The U.S. Constitution embodies the concept of the “rule of law,” a primary reason and fundamental principle for the status of the United States as the most successful society in the history of the world. The Massachusetts Constitution of 1780 drafted by John Adams and predating the U.S. Constitution of 1787 is based on “government of laws and not of men” and is the foundation of the “rule of law” in the United States.

Closely aligned to the principle of the “rule of law” is the principle of the law of contracts. The strict practice of honoring moral and legal contractual obligations is another important foundation of a successful society. When the United States issues a temporary, non-immigrant visa it is a contract between an alien and the citizens of the United States that he/she has been granted the privilege of being in our country for a designated purpose for a specific time. Overstaying that temporary, non-immigrant visa is a violation of that contract. American citizens operate under and honor many contracts on a daily basis. For example, many of us have a contract with our bank involving our home that is called a mortgage. If one fails to meet the obligation under that contract, no matter how good or well-intentioned one is, the eventual consequence would be eviction from the property; a civil remedy. It makes no sense to permit aliens to dishonor their temporary, non-immigrant visa contracts without consequence.

The Kingdom of Conway

We do not live in the Kingdom of Conway, totally autonomous and independent; we exist in an integrated system of federal, Commonwealth and local laws and operate under the principle of the rule of law.
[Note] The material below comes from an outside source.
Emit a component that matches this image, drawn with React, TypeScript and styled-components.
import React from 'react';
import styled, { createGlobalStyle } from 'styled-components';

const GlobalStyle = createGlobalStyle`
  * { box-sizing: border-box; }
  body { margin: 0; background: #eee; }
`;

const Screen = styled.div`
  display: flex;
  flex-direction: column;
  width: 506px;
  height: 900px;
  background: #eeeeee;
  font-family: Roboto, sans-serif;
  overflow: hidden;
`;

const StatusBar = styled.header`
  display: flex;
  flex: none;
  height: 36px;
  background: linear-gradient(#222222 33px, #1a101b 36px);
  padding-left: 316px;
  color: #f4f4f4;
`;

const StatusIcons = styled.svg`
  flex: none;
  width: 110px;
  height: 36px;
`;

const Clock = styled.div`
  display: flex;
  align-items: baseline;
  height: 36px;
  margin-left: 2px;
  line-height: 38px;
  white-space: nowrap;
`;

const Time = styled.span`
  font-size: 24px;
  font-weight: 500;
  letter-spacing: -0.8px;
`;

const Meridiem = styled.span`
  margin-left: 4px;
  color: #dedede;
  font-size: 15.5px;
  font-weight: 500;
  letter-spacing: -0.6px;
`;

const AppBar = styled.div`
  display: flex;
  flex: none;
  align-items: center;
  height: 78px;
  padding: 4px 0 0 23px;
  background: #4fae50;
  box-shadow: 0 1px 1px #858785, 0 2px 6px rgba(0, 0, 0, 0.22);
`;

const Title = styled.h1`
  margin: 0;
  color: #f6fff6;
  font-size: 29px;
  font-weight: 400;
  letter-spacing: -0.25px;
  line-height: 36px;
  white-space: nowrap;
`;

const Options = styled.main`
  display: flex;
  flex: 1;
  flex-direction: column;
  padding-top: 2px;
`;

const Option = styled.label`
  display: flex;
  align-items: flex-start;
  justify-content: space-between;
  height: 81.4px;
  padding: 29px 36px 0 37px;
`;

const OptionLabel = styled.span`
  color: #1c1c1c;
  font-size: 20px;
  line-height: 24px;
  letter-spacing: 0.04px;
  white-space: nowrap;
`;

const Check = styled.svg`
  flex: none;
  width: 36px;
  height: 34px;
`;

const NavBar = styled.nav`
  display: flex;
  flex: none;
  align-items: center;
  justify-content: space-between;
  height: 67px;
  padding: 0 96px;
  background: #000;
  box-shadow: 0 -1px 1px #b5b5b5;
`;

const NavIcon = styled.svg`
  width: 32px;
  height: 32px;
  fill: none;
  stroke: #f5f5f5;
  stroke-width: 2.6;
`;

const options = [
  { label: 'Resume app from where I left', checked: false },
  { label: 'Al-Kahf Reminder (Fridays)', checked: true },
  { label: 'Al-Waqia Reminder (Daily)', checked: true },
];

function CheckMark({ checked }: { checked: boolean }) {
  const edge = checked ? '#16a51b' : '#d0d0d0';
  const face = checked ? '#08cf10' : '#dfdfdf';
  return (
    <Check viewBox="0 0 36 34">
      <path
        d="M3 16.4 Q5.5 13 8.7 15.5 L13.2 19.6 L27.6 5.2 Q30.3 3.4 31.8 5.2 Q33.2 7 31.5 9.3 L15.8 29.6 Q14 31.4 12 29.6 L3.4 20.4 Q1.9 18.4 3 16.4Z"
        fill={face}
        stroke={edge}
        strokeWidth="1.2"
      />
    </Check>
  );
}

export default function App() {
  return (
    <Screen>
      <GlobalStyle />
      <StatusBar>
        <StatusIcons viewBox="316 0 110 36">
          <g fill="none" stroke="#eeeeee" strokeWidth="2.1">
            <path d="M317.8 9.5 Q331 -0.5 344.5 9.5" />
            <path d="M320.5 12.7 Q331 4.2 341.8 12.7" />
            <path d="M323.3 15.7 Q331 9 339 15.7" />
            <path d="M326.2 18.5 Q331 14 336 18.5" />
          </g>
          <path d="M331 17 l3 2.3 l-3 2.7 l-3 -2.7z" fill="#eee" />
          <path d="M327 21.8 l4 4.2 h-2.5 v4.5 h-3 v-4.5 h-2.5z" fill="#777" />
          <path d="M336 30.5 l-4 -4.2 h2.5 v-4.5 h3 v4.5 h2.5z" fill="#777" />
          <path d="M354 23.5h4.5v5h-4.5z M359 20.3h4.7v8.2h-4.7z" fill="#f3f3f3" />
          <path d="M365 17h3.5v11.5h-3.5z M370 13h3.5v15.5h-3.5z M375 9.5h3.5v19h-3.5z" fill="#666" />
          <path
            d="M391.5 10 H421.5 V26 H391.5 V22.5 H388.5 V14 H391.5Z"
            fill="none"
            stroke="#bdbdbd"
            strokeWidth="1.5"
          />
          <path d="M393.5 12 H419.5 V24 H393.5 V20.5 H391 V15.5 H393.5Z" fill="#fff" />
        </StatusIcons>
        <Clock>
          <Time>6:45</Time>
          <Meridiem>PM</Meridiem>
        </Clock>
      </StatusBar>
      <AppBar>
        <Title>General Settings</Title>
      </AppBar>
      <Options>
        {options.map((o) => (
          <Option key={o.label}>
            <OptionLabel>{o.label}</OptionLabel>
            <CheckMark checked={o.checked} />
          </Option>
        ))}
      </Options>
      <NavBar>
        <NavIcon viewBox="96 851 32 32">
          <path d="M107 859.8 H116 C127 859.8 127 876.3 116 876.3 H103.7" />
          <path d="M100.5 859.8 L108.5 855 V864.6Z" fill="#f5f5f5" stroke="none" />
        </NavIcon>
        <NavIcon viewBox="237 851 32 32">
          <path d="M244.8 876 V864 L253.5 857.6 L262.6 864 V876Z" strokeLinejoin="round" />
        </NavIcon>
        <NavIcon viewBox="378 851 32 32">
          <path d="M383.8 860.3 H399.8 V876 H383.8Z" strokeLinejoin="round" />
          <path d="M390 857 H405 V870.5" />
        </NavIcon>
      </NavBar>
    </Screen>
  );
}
The idea that the citizens of the Town of Conway would vote for a bylaw that sends a message to illegal aliens who have improperly entered our country or who are temporary, non-immigrant residents who have overstayed their temporary, nonimmigrant visas that it is not only alright to violate our laws and dishonor their contractual obligations but that we would also actively protect them from the enforcement of those laws and contractual obligations enacted by the duly elected representatives of our constitutional republic, whether the penalty is criminal or civil, is seriously misguided; ridiculous on its face; contrary to the rule of law; in violation of Article VI of the US Constitution, the Supremacy Clause; and, I would go so far as to say, seditious.

I am a United States Marine. I served as an infantry officer in Fleet Marine Force (FMF) ground combat units that were ready at a moment’s notice to deploy anywhere in the world to protect the national interests of the United States. Consequently, I take national and local security very seriously and, considering the high level of criminal and terrorist threats to our country, strongly support the strict enforcement of immigration laws at every level of government.

I would like to see all the enthusiasm, efforts and money being spent to shield illegal aliens from the law in sanctuary communities being spent to help our veterans, the men and women who have stepped up to defend our country, our laws and our citizens, especially those severely wounded, those suffering from post-traumatic stress disorder (PTSD), the estimated 50,000 that are homeless, and the families of those who have died for us.

John P. O’Rourke is the chairman of the Board of Selectmen for the Town of Conway; the Chair of the Council of the Franklin Regional Council of Governments, on the Board of Directors of the Massachusetts Municipal Association and appointed by Gov. Baker as one of eight selectmen to serve on the Local Government Advisory Commission.